Jan. 23, 2015 6:21 p.m. ET
It may seem peculiar to link the arrest of New York Assembly Speaker Sheldon Silver with the European Central Bank’s latest monetary legerdemain. And even more peculiar to link both with the troubles of McDonald’s.
But Europe, Japan and the U.S. have been desperate to stir private-sector growth and yet refuse to consider how they treat their private sector. Europe gave itself austerity in which the private sector shrank and the government didn’t. Big-name economists keep insisting monetary policy can conjure growth without anyone having to question any ideological, political or policy embraces of the past three decades.
Nobody asks: How can we make our societies ones in which people find opportunity? They worry about the distribution of income but not the absence of income-creating opportunities for individuals.
The lesson of Sheldon Silver is that this phenomenon has mostly to do with a self-interested machine protecting its own privileges.
Mr. Silver, as you may know, is the long-serving speaker of the New York state assembly, a man the New York Times calls the state’s “most powerful Democrat” and the capital’s “most powerful figure.” He was arrested Thursday for millions of dollars in graft. Two decades of his “service” is why upstate New York is America’s microcosm of France, a place of permanent stagnation. It can’t even avail itself of fracking, as Pennsylvania and Ohio have done, because fracking displeases the disconnected New York City liberals whom Mr. Silver must propitiate to keep himself in power decade after decade.
McDonald’s has had two bad years, and sales are down sharply in the U.S. Meanwhile, Shake Shack is seeking an IPO on Wall Street that would value the tiny chain at $568 million.
This has led some to draw a line of causation, but McDonald’s doesn’t compete for the same customers and its real future may lie more in cost control than in imitating the boutique burger chains like Shake Shack and Five Guys.
McDonald’s has decades of experience in Europe and Japan, and can see where things are going. Our youth unemployment may be half of France’s, but it’s twice the rate that prevailed at a similar point in the 1990s recovery. Our new business formations are the lowest in 35 years, more like Europe than the U.S. According to Gallup, companies are dying faster than new ones are being born.
The administration’s Affordable Care Act raises costs for businesses like McDonald’s that hire thousands of full-time workers at a low wage. Its labor enforcers are overturning settled law to make McDonald’s liable for alleged violations of its independent franchises.
A writer for the New Yorker applauds academic studies showing that hikes in the minimum wage have only a small impact on overall employment, “usually confined to teenagers and unskilled workers”—i.e., McDonald’s workers.

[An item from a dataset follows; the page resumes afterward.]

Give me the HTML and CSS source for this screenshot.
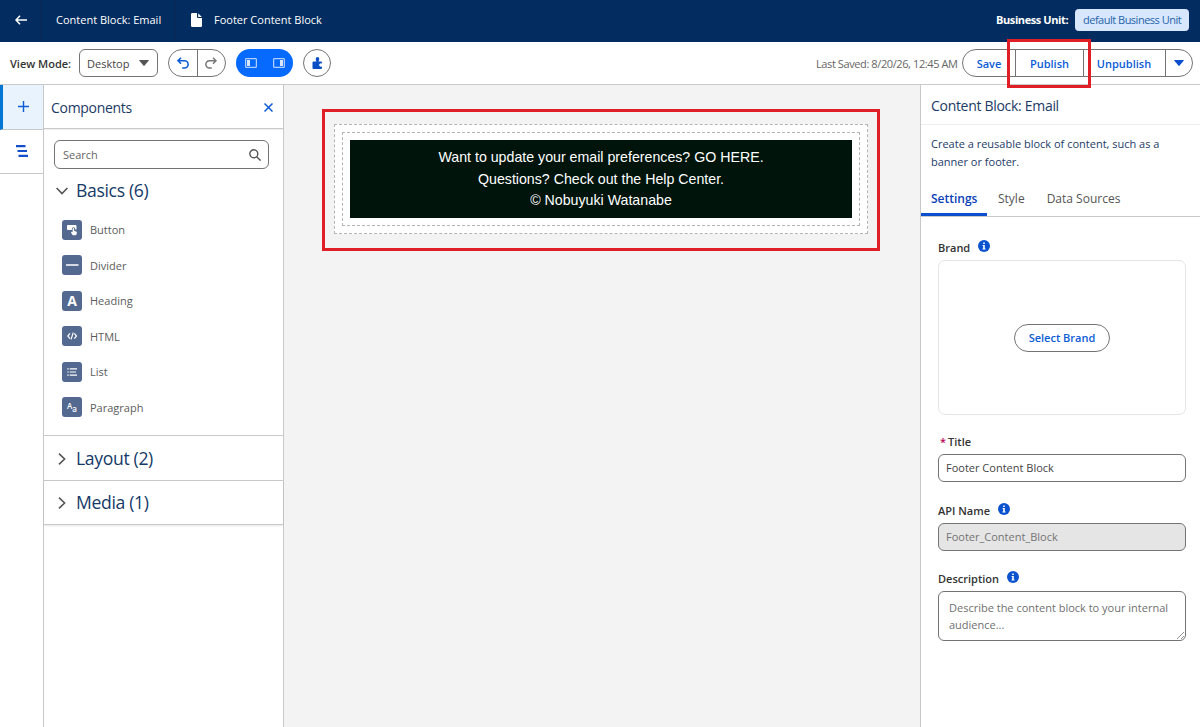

President Obama himself, when he keeps intoning that every job should pay enough to support a family of four, is essentially saying McDonald’s jobs shouldn’t exist.
Though McDonald’s would never put it this way, the company has already started adapting. McDonald’s once filled its U.S. menu with salads, wraps and fruit options that few customers buy. The idea was to appease its foodie critics. Now the company is “simplifying” its menu and giving franchisees freedom to drop non-sellers—and the disproportionate staff needed to support them.
McDonald’s customers were never keen on customization, preferring speed and a cheap price. But now the company is introducing customization-friendly automated and smartphone ordering—because it allows franchisees to cut counter staff.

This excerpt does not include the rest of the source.